Malgré cet enthousiasme croissant, le vin naturel reste un marché de niche dans le Bordelais. Les amateurs avertis critiquent parfois un manque de constance ou la difficulté d’accès à des vins natures de qualité. En 2022, selon une enquête menée par Wine Intelligence, seulement 3 % des consommateurs bordelais déclaraient acheter régulièrement des vins naturels.

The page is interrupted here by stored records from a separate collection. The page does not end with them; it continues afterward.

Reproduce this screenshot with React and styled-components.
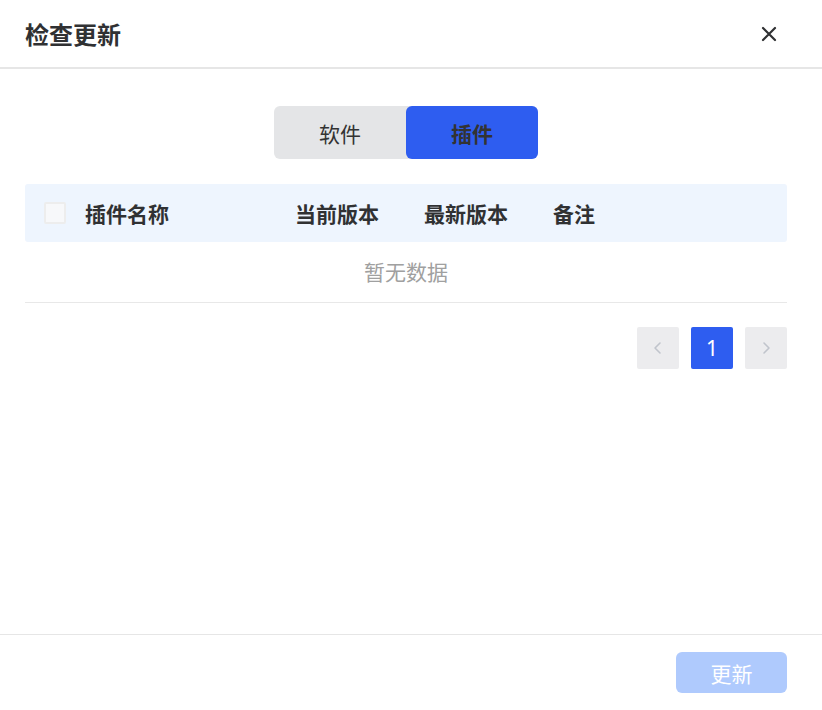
import React, { useState } from 'react'
import styled, { createGlobalStyle } from 'styled-components'

const GlobalStyle = createGlobalStyle`
  html, body {
    margin: 0;
    padding: 0;
    background: #fff;
  }
  body {
    font-family: "Noto Sans CJK SC", "Noto Sans", sans-serif;
    color: #333;
  }
  * { box-sizing: border-box; }
`

const Dialog = styled.div`
  width: 822px;
  height: 710px;
  display: flex;
  flex-direction: column;
  background: #fff;
`

const Header = styled.div`
  height: 69px;
  flex-shrink: 0;
  display: flex;
  align-items: center;
  justify-content: space-between;
  padding: 0 44px 0 25px;
  border-bottom: 2px solid #e6e6e6;
`

const Title = styled.h1`
  margin: 0;
  font-size: 24px;
  font-weight: 700;
  color: #303133;
  line-height: 1;
`

const CloseButton = styled.button`
  width: 18px;
  height: 18px;
  padding: 0;
  border: 0;
  background: none;
  cursor: pointer;
  display: flex;
  align-items: center;
  justify-content: center;
`

const Body = styled.div`
  flex: 1;
  padding: 37px 35px 0 25px;
  display: flex;
  flex-direction: column;
`

const Segmented = styled.div`
  align-self: center;
  display: flex;
  height: 53px;
  border-radius: 6px;
  background: #e4e5e7;
`

const Segment = styled.button`
  width: 132px;
  border: 0;
  border-radius: 6px;
  font-family: inherit;
  font-size: 21px;
  font-weight: ${p => (p.active ? 700 : 400)};
  color: #333;
  background: ${p => (p.active ? '#2e5df0' : 'transparent')};
  cursor: pointer;
`

const Table = styled.div`
  margin-top: 25px;
  border-bottom: 1px solid #e8e8e8;
`

const HeadRow = styled.div`
  height: 58px;
  display: flex;
  align-items: center;
  background: #eef5fe;
  border-radius: 3px;
  padding-left: 19px;
`

const Checkbox = styled.span`
  width: 22px;
  height: 22px;
  border: 2px solid #ededed;
  background: #f7f8fa;
  border-radius: 2px;
  margin-right: 19px;
`

const HeadCell = styled.div`
  width: ${p => p.w}px;
  font-size: 21px;
  font-weight: 700;
  color: #303133;
`

const Empty = styled.div`
  height: 60px;
  display: flex;
  align-items: center;
  justify-content: center;
  font-size: 21px;
  color: #a0a0a0;
  padding-bottom: 2px;
`

const Pager = styled.div`
  margin-top: 24px;
  display: flex;
  justify-content: flex-end;
  gap: 12px;
`

const PageButton = styled.button`
  width: 42px;
  height: 42px;
  border: 0;
  border-radius: 2px;
  padding: 0;
  display: flex;
  align-items: center;
  justify-content: center;
  font-family: "Noto Sans", sans-serif;
  font-size: 21px;
  color: ${p => (p.active ? '#fff' : '#c0c4cc')};
  background: ${p => (p.active ? '#2e5df0' : '#ececee')};
`

const Footer = styled.div`
  height: 76px;
  flex-shrink: 0;
  border-top: 1px solid #e6e6e6;
  display: flex;
  align-items: flex-start;
  justify-content: flex-end;
  padding: 17px 35px 0 0;
`

const UpdateButton = styled.button`
  width: 111px;
  height: 41px;
  border: 0;
  border-radius: 6px;
  background: #afcafd;
  color: #fff;
  font-family: inherit;
  font-size: 21px;
  cursor: not-allowed;
`

const Chevron = ({ dir }) => (
  <svg width="14" height="14" viewBox="0 0 14 14" fill="none">
    <path
      d={dir === 'left' ? 'M9 2 L4 7 L9 12' : 'M5 2 L10 7 L5 12'}
      stroke="#c0c4cc"
      strokeWidth="1.6"
      strokeLinecap="round"
      strokeLinejoin="round"
    />
  </svg>
)

const columns = [
  { label: '插件名称', w: 210 },
  { label: '当前版本', w: 129 },
  { label: '最新版本', w: 129 },
  { label: '备注', w: 100 },
]

export default function App() {
  const [tab, setTab] = useState('plugin')
  return (
    <>
      <GlobalStyle />
      <Dialog>
        <Header>
          <Title>检查更新</Title>
          <CloseButton aria-label="close">
            <svg width="16" height="16" viewBox="0 0 16 16">
              <path d="M2 2 L14 14 M14 2 L2 14" stroke="#303133" strokeWidth="2.2" strokeLinecap="round" />
            </svg>
          </CloseButton>
        </Header>
        <Body>
          <Segmented>
            <Segment active={tab === 'software'} onClick={() => setTab('software')}>软件</Segment>
            <Segment active={tab === 'plugin'} onClick={() => setTab('plugin')}>插件</Segment>
          </Segmented>
          <Table>
            <HeadRow>
              <Checkbox />
              {columns.map(c => (
                <HeadCell key={c.label} w={c.w}>{c.label}</HeadCell>
              ))}
            </HeadRow>
            <Empty>暂无数据</Empty>
          </Table>
          <Pager>
            <PageButton><Chevron dir="left" /></PageButton>
            <PageButton active>1</PageButton>
            <PageButton><Chevron dir="right" /></PageButton>
          </Pager>
        </Body>
        <Footer>
          <UpdateButton disabled>更新</UpdateButton>
        </Footer>
      </Dialog>
    </>
  )
}
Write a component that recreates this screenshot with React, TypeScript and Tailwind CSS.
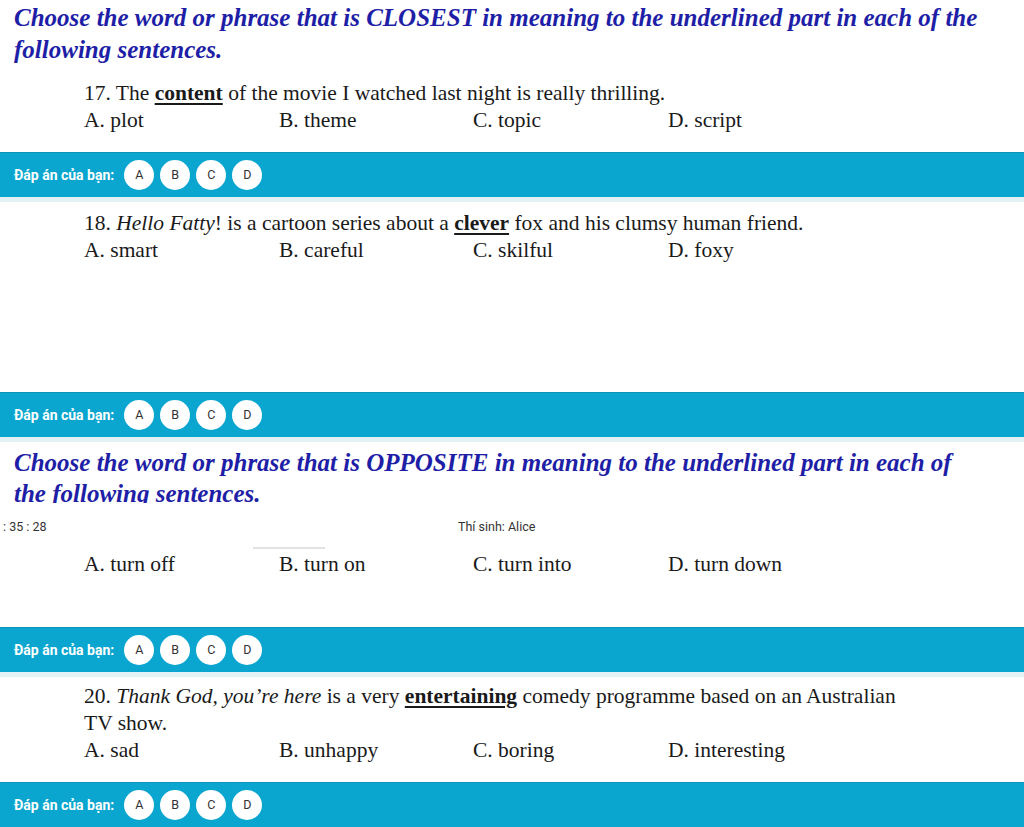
import React from "react";

type Opt = string[];

function Options({ items }: { items: Opt }) {
  return (
    <div className="grid grid-cols-[195px_194px_195px_195px] pl-[84px] leading-[27px]">
      {items.map((o) => (
        <div key={o}>{o}</div>
      ))}
    </div>
  );
}

function AnswerBar() {
  return (
    <div>
      <div className="h-[45px] bg-[#0aa6d0] border-t border-[#0b93ba] flex items-center pl-[14px] font-['Roboto',sans-serif]">
        <span className="text-white font-bold text-[14px] mr-[10px]">Đáp án của bạn:</span>
        <div className="flex gap-[6px]">
          {["A", "B", "C", "D"].map((l) => (
            <div
              key={l}
              className="w-[30px] h-[30px] rounded-full bg-white flex items-center justify-center text-[12.5px] text-[#333]"
            >
              {l}
            </div>
          ))}
        </div>
      </div>
      <div className="h-[5px] bg-[#e2f2f5]" />
    </div>
  );
}

function U({ children }: { children: React.ReactNode }) {
  return (
    <span className="font-bold underline underline-offset-[3px] decoration-[1.5px]">
      {children}
    </span>
  );
}

export default function App() {
  return (
    <div className="w-[1024px] h-[827px] overflow-hidden bg-white text-[#1a1a1a] font-['Liberation_Serif',serif] text-[21.5px]">
      {/* Section header 1 */}
      <div className="h-[66px] pt-[2px] pl-[14px] pr-[10px] text-[25px] leading-[32px] font-bold italic text-[#1e1ea6]">
        Choose the word or phrase that is CLOSEST in meaning to the underlined part in each of the following sentences.
      </div>

      {/* Q17 */}
      <div className="h-[86px] pt-[14px]">
        <div className="pl-[84px] leading-[27px]">
          17. The <U>content</U> of the movie I watched last night is really thrilling.
        </div>
        <Options items={["A. plot", "B. theme", "C. topic", "D. script"]} />
      </div>
      <AnswerBar />

      {/* Q18 */}
      <div className="h-[190px] pt-[8px]">
        <div className="pl-[84px] leading-[27px]">
          18. <i>Hello Fatty</i>! is a cartoon series about a <U>clever</U> fox and his clumsy human friend.
        </div>
        <Options items={["A. smart", "B. careful", "C. skilful", "D. foxy"]} />
      </div>
      <AnswerBar />

      {/* Section header 2 (clipped by sticky bar) */}
      <div className="h-[61px] overflow-hidden pt-[5px] pl-[14px] pr-[50px] text-[25px] leading-[31px] font-bold italic text-[#1e1ea6]">
        Choose the word or phrase that is OPPOSITE in meaning to the underlined part in each of the following sentences.
      </div>

      {/* Timer / candidate bar */}
      <div className="h-[44px] flex items-center pt-[4px] font-['Roboto',sans-serif] text-[12.5px] text-[#333]">
        <span className="w-[458px] pl-[3px]">: 35 : 28</span>
        <span>Thí sinh: Alice</span>
      </div>

      {/* Q19 (partially hidden) */}
      <div className="h-[80px]">
        <div className="ml-[253px] w-[72px] h-[2px] bg-[#e2e2e2]" />
        <div className="pt-[2px]">
          <Options items={["A. turn off", "B. turn on", "C. turn into", "D. turn down"]} />
        </div>
      </div>
      <AnswerBar />

      {/* Q20 */}
      <div className="h-[105px] pt-[6px]">
        <div className="pl-[84px] pr-[100px] leading-[27px]">
          20. <i>Thank God, you’re here</i> is a very <U>entertaining</U> comedy programme based on an Australian TV show.
        </div>
        <Options items={["A. sad", "B. unhappy", "C. boring", "D. interesting"]} />
      </div>
      <AnswerBar />
    </div>
  );
}
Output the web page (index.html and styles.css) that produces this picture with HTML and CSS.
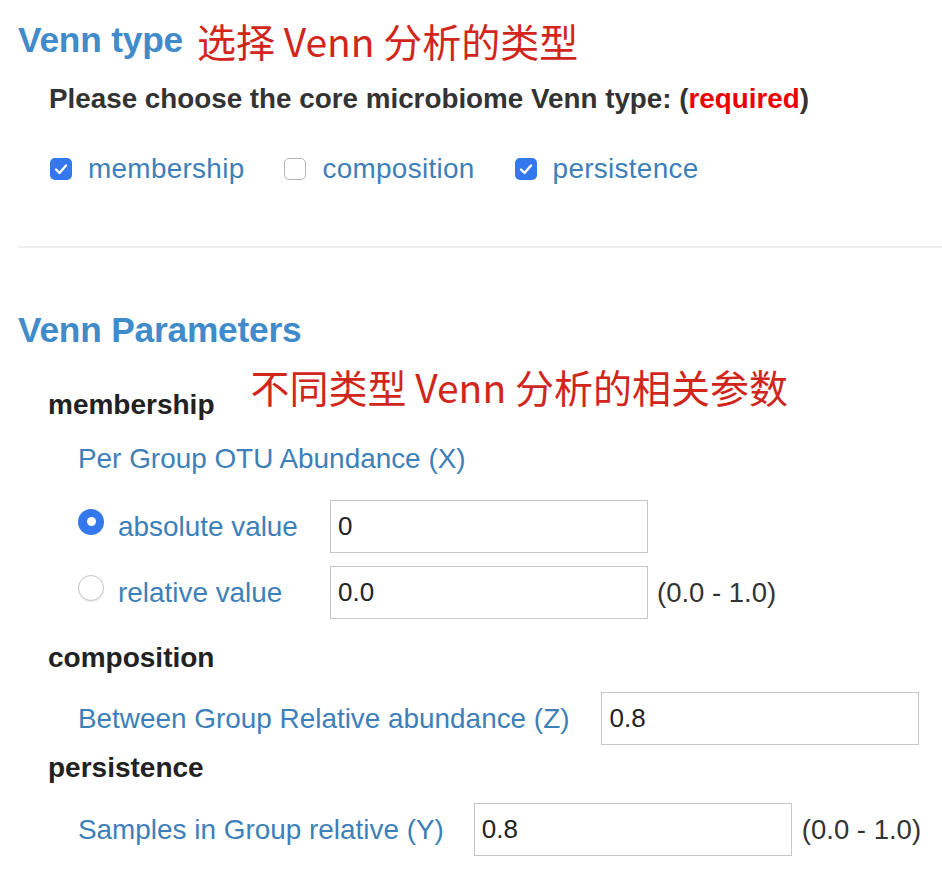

Un facteur limitant est aussi économique : à Bordeaux, le vin naturel n’a pas encore trouvé sa rentabilité optimale. Les coûts de production élevés (agriculture bio, faibles rendements) et la difficulté à rivaliser, en termes de prix, avec des vins bordelais conventionnels créent un fossé. Les amateurs hésitent encore à “risquer” une quinzaine d’euros sur un vin qui, dans leurs esprits, pourrait être aléatoire.

Le manque de cadrage officiel contribue également à la confusion. Contrairement au bio ou à la biodynamie, le vin naturel n’a pas encore une reconnaissance officielle sous forme de label universel, même si la mention “Vin Méthode Nature” fait un début prometteur en France depuis 2020. Ce flou rend les consommateurs prudents, surtout dans une région aussi codifiée que le Bordelais.

Un vent de liberté souffle malgré tout

Alors, comment changer la perception des amateurs bordelais face au vin naturel ? La clef semble être dans l’éducation et la rencontre. Plus ces vins s’accompagnent d’histoires humaines et terroirs atypiques, plus ils séduisent les curieux. Les dégustations chez les cavistes, les portes ouvertes dans les domaines ou encore la présence croissante des vins natures sur les cartes des bistrots bordelais contribuent à cette démocratisation.

Et il y a aussi cette autre vérité, plus intime, presque subversive : les vins naturels rappellent, en créant un dialogue sensoriel, que chaque bouteille est une aventure unique. Antonin se plaît souvent à dire que "Ce qui choque aujourd’hui fera sourire demain, et ces rouges libres finiront eux aussi par s’imposer dans le cœur des Bordelais."

En nous promenant dans nos campagnes, un verre d’un clairet nature délicat à la main, nous percevons déjà ce vent de liberté. Oui, Bordeaux peut être vivant, imprévisible et joyeux, à l’image des vins naturels qu’il apprend, doucement, à aimer.